**Do this**
Reproduce the listing below in full and without alteration, apart from its pictures.

--- BEGIN Information shown ---

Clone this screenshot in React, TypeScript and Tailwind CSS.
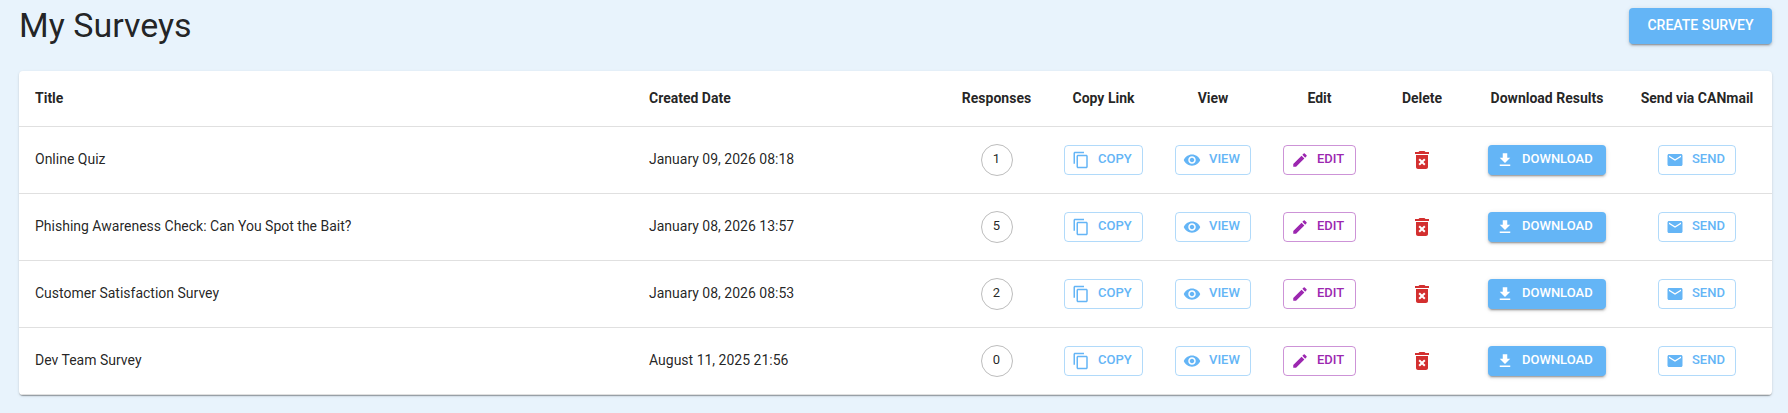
import React from 'react';
import {
  MdContentCopy,
  MdDeleteForever,
  MdEdit,
  MdEmail,
  MdFileDownload,
  MdVisibility,
} from 'react-icons/md';

interface Survey {
  title: string;
  created: string;
  responses: number;
}

const surveys: Survey[] = [
  { title: 'Online Quiz', created: 'January 09, 2026 08:18', responses: 1 },
  { title: 'Phishing Awareness Check: Can You Spot the Bait?', created: 'January 08, 2026 13:57', responses: 5 },
  { title: 'Customer Satisfaction Survey', created: 'January 08, 2026 08:53', responses: 2 },
  { title: 'Dev Team Survey', created: 'August 11, 2025 21:56', responses: 0 },
];

const raised =
  'bg-[#64b5f6] text-white shadow-[0px_3px_1px_-2px_rgba(0,0,0,0.2),0px_2px_2px_0px_rgba(0,0,0,0.14),0px_1px_5px_0px_rgba(0,0,0,0.12)]';

interface ActionButtonProps {
  icon: React.ReactNode;
  label: string;
  className: string;
}

const ActionButton: React.FC<ActionButtonProps> = ({ icon, label, className }) => (
  <button
    type="button"
    className={`inline-flex h-[30px] items-center gap-2 rounded pl-[7px] align-middle text-[13px] font-medium uppercase ${className}`}
  >
    {icon}
    {label}
  </button>
);

const SurveyRow: React.FC<{ survey: Survey }> = ({ survey }) => (
  <tr className="h-[67px] border-b border-[#e0e0e0]">
    <td className="px-4 pb-0.5">{survey.title}</td>
    <td className="px-4 pb-0.5">{survey.created}</td>
    <td className="text-center">
      <span className="inline-flex size-8 items-center justify-center rounded-full border border-[#bdbdbd] align-middle text-[13px]">
        {survey.responses}
      </span>
    </td>
    <td className="text-center">
      <ActionButton
        icon={<MdContentCopy size={18} />}
        label="Copy"
        className="w-[79px] border border-[#64b5f6]/50 text-[#64b5f6]"
      />
    </td>
    <td className="text-center">
      <ActionButton
        icon={<MdVisibility size={18} />}
        label="View"
        className="w-[76px] border border-[#64b5f6]/50 text-[#64b5f6]"
      />
    </td>
    <td className="text-center">
      <ActionButton
        icon={<MdEdit size={18} />}
        label="Edit"
        className="w-[73px] border border-[#9c27b0]/50 text-[#9c27b0]"
      />
    </td>
    <td className="text-center">
      <button type="button" aria-label={`Delete ${survey.title}`} className="inline-flex p-2 align-middle text-[#d32f2f]">
        <MdDeleteForever size={24} />
      </button>
    </td>
    <td className="text-center">
      <ActionButton
        icon={<MdFileDownload size={18} />}
        label="Download"
        className={`w-[118px] border border-transparent ${raised}`}
      />
    </td>
    <td className="text-center">
      <ActionButton
        icon={<MdEmail size={18} />}
        label="Send"
        className="w-[78px] border border-[#64b5f6]/50 text-[#64b5f6]"
      />
    </td>
  </tr>
);

export default function App() {
  return (
    <main className="min-h-screen bg-[#e8f3fc] pt-2 pr-4 pb-3 pl-[19px] font-[Roboto,sans-serif] text-sm text-black/87">
      <header className="flex items-start justify-between">
        <h1 className="text-[34px] leading-[34px]">My Surveys</h1>
        <button type="button" className={`h-9 w-[143px] rounded pb-0.5 text-sm font-medium uppercase ${raised}`}>
          Create Survey
        </button>
      </header>

      <div className="mt-[27px] overflow-x-auto rounded bg-white shadow-[0px_2px_1px_-1px_rgba(0,0,0,0.2),0px_1px_1px_0px_rgba(0,0,0,0.14),0px_1px_3px_0px_rgba(0,0,0,0.12)]">
        <table className="w-full min-w-[1400px] table-fixed border-collapse">
          <colgroup>
            <col />
            <col className="w-[312px]" />
            <col className="w-[103px]" />
            <col className="w-[111px]" />
            <col className="w-[108px]" />
            <col className="w-[105px]" />
            <col className="w-[100px]" />
            <col className="w-[150px]" />
            <col className="w-[150px]" />
          </colgroup>
          <thead>
            <tr className="h-[55px] border-b border-[#e0e0e0] [&>th]:font-bold">
              <th className="px-4 text-left">Title</th>
              <th className="px-4 text-left">Created Date</th>
              <th>Responses</th>
              <th>Copy Link</th>
              <th>View</th>
              <th>Edit</th>
              <th>Delete</th>
              <th>Download Results</th>
              <th>Send via CANmail</th>
            </tr>
          </thead>
          <tbody>
            {surveys.map((survey) => (
              <SurveyRow key={survey.title} survey={survey} />
            ))}
          </tbody>
        </table>
      </div>
    </main>
  );
}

--- END Information shown ---

**Result for this exercise**
Clone this screenshot in React, TypeScript and Tailwind CSS.
import React from 'react';
import {
  MdContentCopy,
  MdDeleteForever,
  MdEdit,
  MdEmail,
  MdFileDownload,
  MdVisibility,
} from 'react-icons/md';

interface Survey {
  title: string;
  created: string;
  responses: number;
}

const surveys: Survey[] = [
  { title: 'Online Quiz', created: 'January 09, 2026 08:18', responses: 1 },
  { title: 'Phishing Awareness Check: Can You Spot the Bait?', created: 'January 08, 2026 13:57', responses: 5 },
  { title: 'Customer Satisfaction Survey', created: 'January 08, 2026 08:53', responses: 2 },
  { title: 'Dev Team Survey', created: 'August 11, 2025 21:56', responses: 0 },
];

const raised =
  'bg-[#64b5f6] text-white shadow-[0px_3px_1px_-2px_rgba(0,0,0,0.2),0px_2px_2px_0px_rgba(0,0,0,0.14),0px_1px_5px_0px_rgba(0,0,0,0.12)]';

interface ActionButtonProps {
  icon: React.ReactNode;
  label: string;
  className: string;
}

const ActionButton: React.FC<ActionButtonProps> = ({ icon, label, className }) => (
  <button
    type="button"
    className={`inline-flex h-[30px] items-center gap-2 rounded pl-[7px] align-middle text-[13px] font-medium uppercase ${className}`}
  >
    {icon}
    {label}
  </button>
);

const SurveyRow: React.FC<{ survey: Survey }> = ({ survey }) => (
  <tr className="h-[67px] border-b border-[#e0e0e0]">
    <td className="px-4 pb-0.5">{survey.title}</td>
    <td className="px-4 pb-0.5">{survey.created}</td>
    <td className="text-center">
      <span className="inline-flex size-8 items-center justify-center rounded-full border border-[#bdbdbd] align-middle text-[13px]">
        {survey.responses}
      </span>
    </td>
    <td className="text-center">
      <ActionButton
        icon={<MdContentCopy size={18} />}
        label="Copy"
        className="w-[79px] border border-[#64b5f6]/50 text-[#64b5f6]"
      />
    </td>
    <td className="text-center">
      <ActionButton
        icon={<MdVisibility size={18} />}
        label="View"
        className="w-[76px] border border-[#64b5f6]/50 text-[#64b5f6]"
      />
    </td>
    <td className="text-center">
      <ActionButton
        icon={<MdEdit size={18} />}
        label="Edit"
        className="w-[73px] border border-[#9c27b0]/50 text-[#9c27b0]"
      />
    </td>
    <td className="text-center">
      <button type="button" aria-label={`Delete ${survey.title}`} className="inline-flex p-2 align-middle text-[#d32f2f]">
        <MdDeleteForever size={24} />
      </button>
    </td>
    <td className="text-center">
      <ActionButton
        icon={<MdFileDownload size={18} />}
        label="Download"
        className={`w-[118px] border border-transparent ${raised}`}
      />
    </td>
    <td className="text-center">
      <ActionButton
        icon={<MdEmail size={18} />}
        label="Send"
        className="w-[78px] border border-[#64b5f6]/50 text-[#64b5f6]"
      />
    </td>
  </tr>
);

export default function App() {
  return (
    <main className="min-h-screen bg-[#e8f3fc] pt-2 pr-4 pb-3 pl-[19px] font-[Roboto,sans-serif] text-sm text-black/87">
      <header className="flex items-start justify-between">
        <h1 className="text-[34px] leading-[34px]">My Surveys</h1>
        <button type="button" className={`h-9 w-[143px] rounded pb-0.5 text-sm font-medium uppercase ${raised}`}>
          Create Survey
        </button>
      </header>

      <div className="mt-[27px] overflow-x-auto rounded bg-white shadow-[0px_2px_1px_-1px_rgba(0,0,0,0.2),0px_1px_1px_0px_rgba(0,0,0,0.14),0px_1px_3px_0px_rgba(0,0,0,0.12)]">
        <table className="w-full min-w-[1400px] table-fixed border-collapse">
          <colgroup>
            <col />
            <col className="w-[312px]" />
            <col className="w-[103px]" />
            <col className="w-[111px]" />
            <col className="w-[108px]" />
            <col className="w-[105px]" />
            <col className="w-[100px]" />
            <col className="w-[150px]" />
            <col className="w-[150px]" />
          </colgroup>
          <thead>
            <tr className="h-[55px] border-b border-[#e0e0e0] [&>th]:font-bold">
              <th className="px-4 text-left">Title</th>
              <th className="px-4 text-left">Created Date</th>
              <th>Responses</th>
              <th>Copy Link</th>
              <th>View</th>
              <th>Edit</th>
              <th>Delete</th>
              <th>Download Results</th>
              <th>Send via CANmail</th>
            </tr>
          </thead>
          <tbody>
            {surveys.map((survey) => (
              <SurveyRow key={survey.title} survey={survey} />
            ))}
          </tbody>
        </table>
      </div>
    </main>
  );
}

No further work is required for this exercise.